**GIVEN REQUEST**
Everything from the first line of the data through the line with "const [group, setGroup]" is to be echoed exactly, minus the pictures.

**PROVIDED DATA**

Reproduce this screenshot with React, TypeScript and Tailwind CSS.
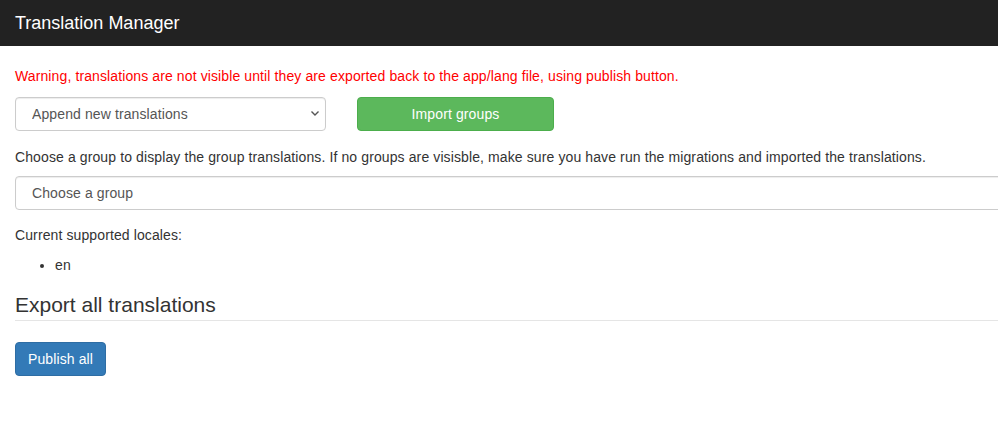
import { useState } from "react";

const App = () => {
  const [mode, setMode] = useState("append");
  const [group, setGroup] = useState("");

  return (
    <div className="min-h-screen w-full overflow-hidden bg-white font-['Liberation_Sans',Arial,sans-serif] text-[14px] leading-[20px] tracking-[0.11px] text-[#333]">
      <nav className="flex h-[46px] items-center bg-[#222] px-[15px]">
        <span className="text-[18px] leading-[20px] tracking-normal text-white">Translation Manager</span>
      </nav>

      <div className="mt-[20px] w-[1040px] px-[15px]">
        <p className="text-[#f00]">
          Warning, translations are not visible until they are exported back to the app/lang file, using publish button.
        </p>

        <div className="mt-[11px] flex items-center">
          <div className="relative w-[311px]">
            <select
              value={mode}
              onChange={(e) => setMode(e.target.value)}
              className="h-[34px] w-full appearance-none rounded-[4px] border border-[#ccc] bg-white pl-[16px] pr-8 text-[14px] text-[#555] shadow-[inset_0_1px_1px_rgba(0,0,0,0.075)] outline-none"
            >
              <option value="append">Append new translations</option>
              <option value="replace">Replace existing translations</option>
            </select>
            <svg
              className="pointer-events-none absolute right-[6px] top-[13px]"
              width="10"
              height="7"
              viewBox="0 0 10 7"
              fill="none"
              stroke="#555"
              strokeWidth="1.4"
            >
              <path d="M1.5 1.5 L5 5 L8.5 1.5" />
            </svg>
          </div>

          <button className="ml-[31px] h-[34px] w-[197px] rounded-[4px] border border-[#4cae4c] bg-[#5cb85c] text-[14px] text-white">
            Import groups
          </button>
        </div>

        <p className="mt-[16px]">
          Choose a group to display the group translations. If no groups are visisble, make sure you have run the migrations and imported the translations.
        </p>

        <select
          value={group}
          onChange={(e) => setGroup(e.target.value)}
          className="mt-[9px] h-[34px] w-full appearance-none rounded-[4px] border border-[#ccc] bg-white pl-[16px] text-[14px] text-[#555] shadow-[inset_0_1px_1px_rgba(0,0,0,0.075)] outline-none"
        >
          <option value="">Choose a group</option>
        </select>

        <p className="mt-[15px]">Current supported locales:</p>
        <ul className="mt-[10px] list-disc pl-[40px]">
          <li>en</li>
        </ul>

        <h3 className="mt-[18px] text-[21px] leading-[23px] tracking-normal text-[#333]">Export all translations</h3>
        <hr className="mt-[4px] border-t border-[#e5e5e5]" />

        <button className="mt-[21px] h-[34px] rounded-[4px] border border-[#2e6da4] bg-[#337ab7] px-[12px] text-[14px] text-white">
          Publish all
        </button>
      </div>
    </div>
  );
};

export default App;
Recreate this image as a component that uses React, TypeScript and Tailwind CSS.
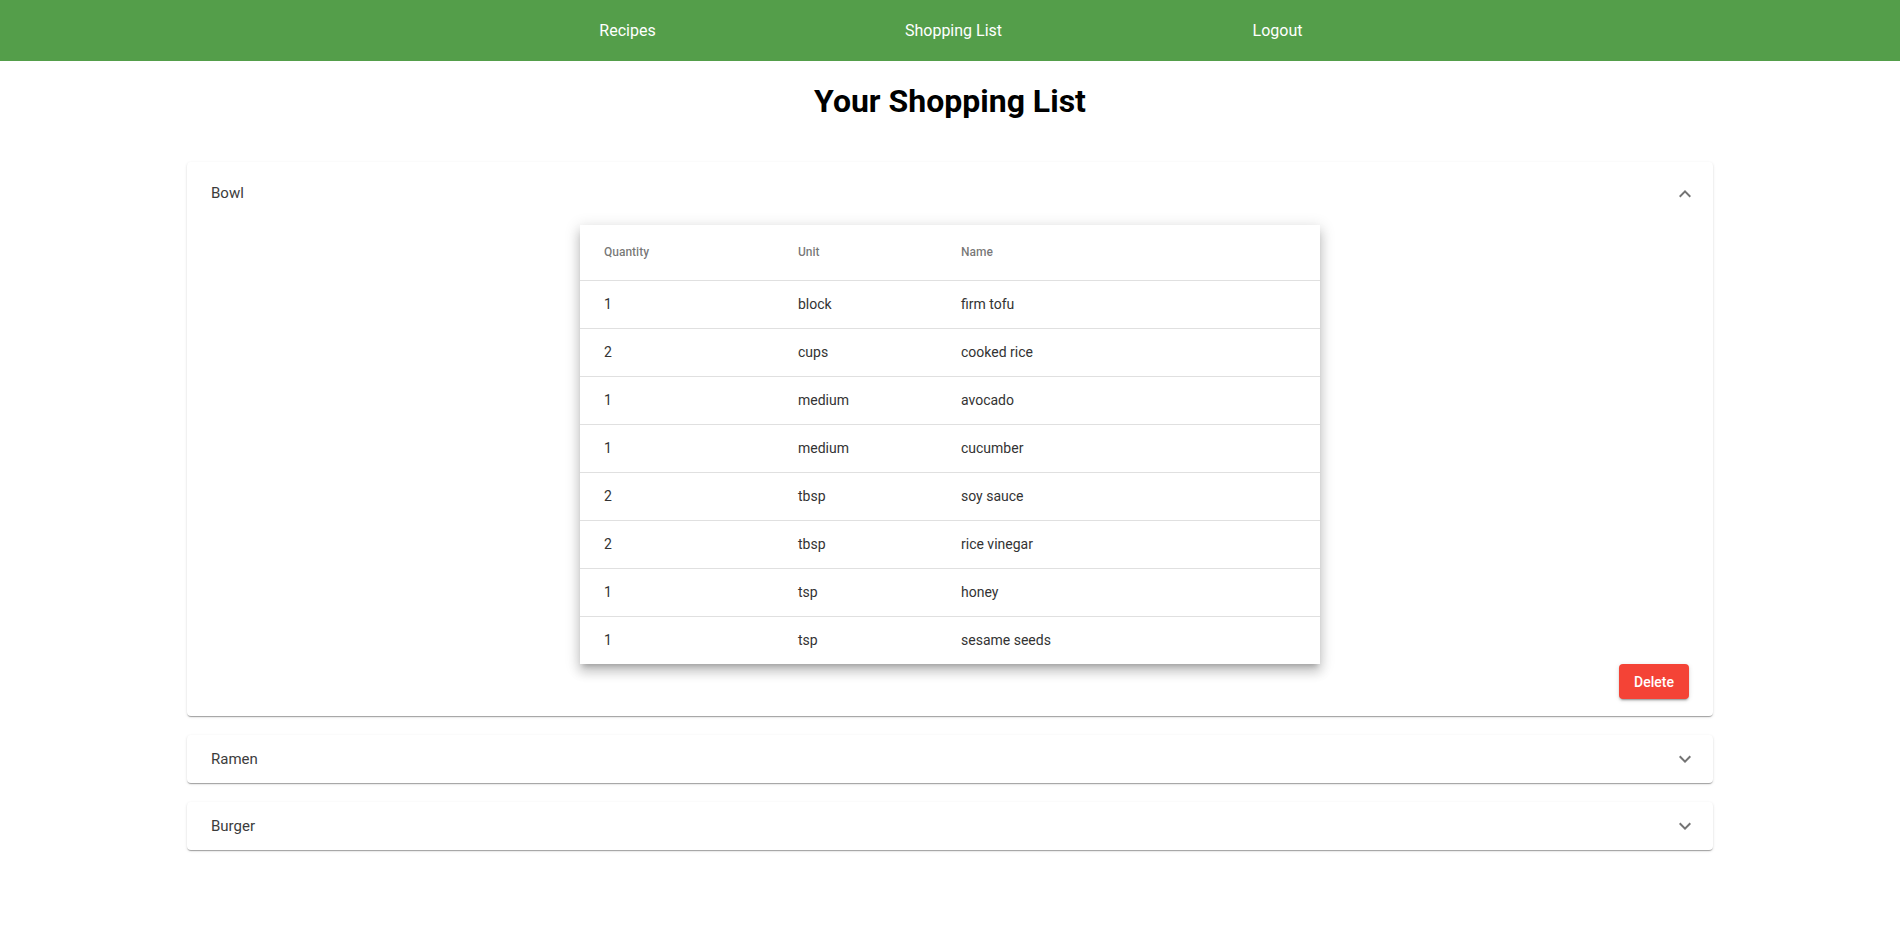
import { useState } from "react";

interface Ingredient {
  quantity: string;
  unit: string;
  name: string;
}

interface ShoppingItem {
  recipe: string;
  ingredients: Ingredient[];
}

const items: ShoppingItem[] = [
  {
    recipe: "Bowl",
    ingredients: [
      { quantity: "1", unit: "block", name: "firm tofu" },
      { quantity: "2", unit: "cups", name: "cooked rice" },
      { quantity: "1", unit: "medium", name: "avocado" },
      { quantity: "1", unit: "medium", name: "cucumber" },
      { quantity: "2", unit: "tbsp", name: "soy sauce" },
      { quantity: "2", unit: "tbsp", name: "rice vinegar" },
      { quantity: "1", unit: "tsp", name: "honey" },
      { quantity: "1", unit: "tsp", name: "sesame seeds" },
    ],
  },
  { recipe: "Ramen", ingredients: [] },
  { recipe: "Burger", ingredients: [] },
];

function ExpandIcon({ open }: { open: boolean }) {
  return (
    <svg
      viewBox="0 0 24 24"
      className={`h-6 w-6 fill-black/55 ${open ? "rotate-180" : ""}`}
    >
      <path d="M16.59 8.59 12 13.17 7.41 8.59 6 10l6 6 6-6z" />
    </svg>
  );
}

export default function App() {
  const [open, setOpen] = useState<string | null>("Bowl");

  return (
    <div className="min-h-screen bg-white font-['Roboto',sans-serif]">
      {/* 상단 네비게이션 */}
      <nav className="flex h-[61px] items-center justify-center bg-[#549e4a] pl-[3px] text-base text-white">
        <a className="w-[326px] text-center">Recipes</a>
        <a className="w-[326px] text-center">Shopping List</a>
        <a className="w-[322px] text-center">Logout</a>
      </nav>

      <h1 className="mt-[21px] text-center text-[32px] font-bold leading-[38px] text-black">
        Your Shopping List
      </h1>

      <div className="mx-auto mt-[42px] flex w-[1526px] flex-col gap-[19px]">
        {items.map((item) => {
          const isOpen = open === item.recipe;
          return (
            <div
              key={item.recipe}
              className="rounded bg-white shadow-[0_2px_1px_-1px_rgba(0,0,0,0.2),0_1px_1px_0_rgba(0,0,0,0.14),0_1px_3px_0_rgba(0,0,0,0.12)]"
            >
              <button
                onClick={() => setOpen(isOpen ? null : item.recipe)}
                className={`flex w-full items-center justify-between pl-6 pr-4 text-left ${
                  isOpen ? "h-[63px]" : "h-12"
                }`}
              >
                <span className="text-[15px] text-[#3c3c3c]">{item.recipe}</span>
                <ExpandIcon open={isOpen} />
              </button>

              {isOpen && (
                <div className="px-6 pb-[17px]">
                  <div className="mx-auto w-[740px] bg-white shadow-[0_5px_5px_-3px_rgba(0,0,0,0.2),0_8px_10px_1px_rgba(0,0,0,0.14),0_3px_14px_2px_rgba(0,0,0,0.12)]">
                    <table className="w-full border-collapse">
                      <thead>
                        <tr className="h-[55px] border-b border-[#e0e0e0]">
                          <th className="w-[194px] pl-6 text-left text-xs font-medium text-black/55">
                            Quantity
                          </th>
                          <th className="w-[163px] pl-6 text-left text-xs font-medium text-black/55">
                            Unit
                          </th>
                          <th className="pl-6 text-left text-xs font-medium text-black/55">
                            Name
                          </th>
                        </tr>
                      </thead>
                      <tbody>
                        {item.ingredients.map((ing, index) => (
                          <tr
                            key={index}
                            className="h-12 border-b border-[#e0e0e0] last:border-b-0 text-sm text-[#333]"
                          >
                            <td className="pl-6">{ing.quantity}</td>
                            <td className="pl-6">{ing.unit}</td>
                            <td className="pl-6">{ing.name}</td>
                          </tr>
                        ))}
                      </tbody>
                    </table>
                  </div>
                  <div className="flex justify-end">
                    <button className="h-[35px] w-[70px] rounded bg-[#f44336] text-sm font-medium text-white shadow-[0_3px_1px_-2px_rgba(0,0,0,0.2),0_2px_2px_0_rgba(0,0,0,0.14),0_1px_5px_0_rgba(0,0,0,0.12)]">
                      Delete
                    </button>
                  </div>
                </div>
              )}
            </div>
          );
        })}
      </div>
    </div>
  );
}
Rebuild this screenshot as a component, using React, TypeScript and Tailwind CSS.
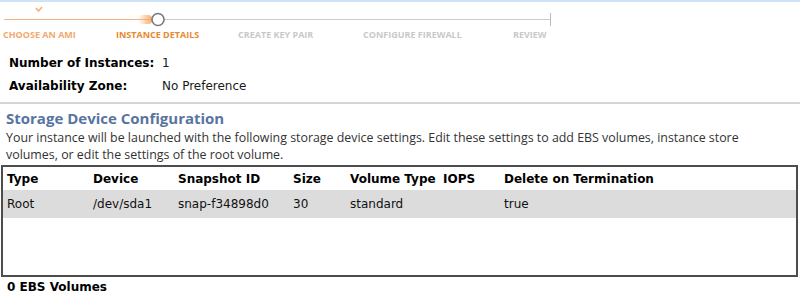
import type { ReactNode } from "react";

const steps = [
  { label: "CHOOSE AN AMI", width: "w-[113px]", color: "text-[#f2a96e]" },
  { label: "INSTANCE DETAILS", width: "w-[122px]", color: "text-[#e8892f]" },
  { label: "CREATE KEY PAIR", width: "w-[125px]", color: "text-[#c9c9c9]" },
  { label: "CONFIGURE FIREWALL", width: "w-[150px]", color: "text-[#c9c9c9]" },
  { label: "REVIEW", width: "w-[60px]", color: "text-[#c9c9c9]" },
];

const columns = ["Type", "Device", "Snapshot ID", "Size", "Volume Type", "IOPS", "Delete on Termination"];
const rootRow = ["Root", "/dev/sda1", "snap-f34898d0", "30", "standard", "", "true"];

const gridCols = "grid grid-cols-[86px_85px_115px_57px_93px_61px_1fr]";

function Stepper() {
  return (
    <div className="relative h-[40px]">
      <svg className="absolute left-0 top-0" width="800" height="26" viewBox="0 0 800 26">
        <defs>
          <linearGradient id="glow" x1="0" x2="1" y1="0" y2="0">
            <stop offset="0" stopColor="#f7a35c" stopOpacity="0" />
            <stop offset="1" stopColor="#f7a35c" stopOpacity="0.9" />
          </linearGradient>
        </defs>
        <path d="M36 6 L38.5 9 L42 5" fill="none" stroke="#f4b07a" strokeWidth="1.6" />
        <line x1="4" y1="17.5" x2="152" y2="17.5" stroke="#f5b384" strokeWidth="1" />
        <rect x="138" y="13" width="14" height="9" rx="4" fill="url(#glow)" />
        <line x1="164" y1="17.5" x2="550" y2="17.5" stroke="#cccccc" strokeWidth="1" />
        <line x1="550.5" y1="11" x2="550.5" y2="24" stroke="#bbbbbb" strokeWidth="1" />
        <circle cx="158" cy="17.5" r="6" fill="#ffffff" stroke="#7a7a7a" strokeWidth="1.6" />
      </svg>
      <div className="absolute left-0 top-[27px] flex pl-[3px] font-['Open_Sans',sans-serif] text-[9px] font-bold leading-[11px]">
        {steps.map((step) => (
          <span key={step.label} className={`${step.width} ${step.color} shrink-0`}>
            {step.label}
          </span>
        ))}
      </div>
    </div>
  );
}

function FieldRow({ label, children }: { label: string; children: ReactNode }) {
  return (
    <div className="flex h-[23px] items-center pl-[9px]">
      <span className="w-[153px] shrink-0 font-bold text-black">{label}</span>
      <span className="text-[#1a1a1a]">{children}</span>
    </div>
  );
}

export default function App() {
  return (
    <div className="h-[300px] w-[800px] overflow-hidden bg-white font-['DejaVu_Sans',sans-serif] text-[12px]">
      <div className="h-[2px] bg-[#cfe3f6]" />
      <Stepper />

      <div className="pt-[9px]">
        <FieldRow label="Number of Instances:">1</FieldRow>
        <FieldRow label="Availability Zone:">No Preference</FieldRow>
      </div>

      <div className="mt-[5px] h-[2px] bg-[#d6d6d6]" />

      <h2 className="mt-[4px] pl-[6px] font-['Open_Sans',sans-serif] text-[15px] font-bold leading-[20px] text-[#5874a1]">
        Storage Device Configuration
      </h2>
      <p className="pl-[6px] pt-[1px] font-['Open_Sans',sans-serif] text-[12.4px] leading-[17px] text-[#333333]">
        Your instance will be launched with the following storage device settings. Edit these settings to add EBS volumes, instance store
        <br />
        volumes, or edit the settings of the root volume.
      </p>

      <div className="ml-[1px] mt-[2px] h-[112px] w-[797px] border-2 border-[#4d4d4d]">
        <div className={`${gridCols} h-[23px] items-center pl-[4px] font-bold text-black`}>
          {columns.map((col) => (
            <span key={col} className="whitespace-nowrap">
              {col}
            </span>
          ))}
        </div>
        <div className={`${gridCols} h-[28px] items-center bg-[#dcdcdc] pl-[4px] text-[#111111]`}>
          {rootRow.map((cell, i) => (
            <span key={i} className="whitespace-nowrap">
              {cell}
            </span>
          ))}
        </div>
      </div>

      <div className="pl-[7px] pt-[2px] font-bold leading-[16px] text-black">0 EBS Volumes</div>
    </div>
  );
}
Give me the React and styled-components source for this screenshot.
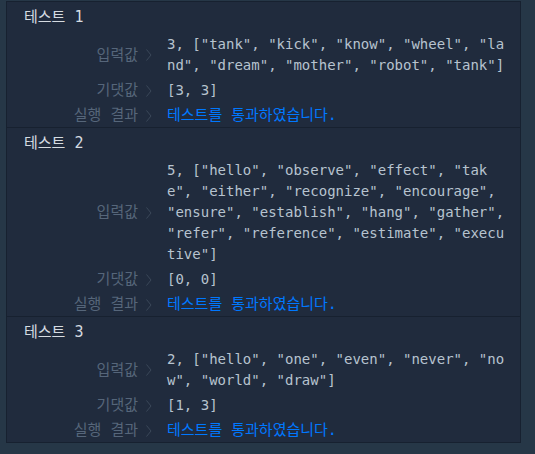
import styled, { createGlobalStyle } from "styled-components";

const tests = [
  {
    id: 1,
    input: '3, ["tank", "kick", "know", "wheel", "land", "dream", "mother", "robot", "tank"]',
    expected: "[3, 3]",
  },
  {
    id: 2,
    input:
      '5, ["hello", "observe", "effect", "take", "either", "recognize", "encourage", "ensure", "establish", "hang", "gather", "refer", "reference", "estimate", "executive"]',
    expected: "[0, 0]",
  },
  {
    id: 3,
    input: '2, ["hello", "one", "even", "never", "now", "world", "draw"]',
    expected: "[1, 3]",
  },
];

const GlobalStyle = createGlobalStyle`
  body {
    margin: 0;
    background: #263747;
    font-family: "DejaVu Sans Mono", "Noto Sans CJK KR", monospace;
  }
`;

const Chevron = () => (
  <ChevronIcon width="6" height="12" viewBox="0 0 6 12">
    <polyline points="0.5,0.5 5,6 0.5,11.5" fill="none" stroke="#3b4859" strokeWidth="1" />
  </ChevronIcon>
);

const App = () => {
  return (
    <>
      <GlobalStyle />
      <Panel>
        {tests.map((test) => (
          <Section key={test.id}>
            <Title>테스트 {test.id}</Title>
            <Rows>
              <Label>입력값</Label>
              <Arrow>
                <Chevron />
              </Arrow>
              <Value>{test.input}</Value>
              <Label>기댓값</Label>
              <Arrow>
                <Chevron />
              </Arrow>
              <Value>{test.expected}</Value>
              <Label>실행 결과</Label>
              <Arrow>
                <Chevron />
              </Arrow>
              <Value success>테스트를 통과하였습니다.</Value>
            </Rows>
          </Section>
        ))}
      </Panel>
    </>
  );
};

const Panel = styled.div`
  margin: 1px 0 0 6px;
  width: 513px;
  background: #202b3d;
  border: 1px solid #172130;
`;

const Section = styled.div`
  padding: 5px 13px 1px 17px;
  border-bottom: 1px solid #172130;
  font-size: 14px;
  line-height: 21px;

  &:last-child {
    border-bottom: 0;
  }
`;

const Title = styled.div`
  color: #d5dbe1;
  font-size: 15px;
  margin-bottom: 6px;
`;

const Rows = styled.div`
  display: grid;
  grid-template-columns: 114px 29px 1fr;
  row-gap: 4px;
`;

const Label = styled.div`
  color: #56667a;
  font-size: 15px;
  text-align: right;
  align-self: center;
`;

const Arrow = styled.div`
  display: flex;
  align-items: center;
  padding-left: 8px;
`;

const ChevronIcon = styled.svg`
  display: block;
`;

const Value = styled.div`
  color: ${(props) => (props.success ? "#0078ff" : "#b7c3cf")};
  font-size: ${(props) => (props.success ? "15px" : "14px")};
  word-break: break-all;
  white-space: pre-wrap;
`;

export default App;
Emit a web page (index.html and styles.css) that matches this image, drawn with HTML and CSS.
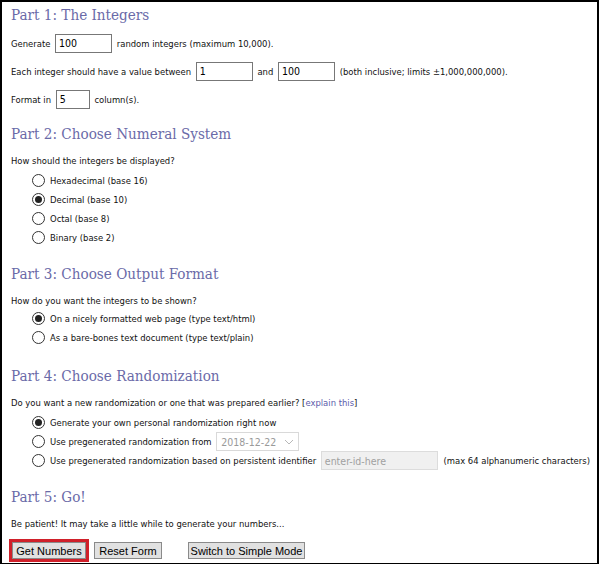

**OUTPUT**
Reproduce this screenshot with React, TypeScript and Tailwind CSS.
import { useState } from "react";

const App = () => {
  const [mode, setMode] = useState("append");
  const [group, setGroup] = useState("");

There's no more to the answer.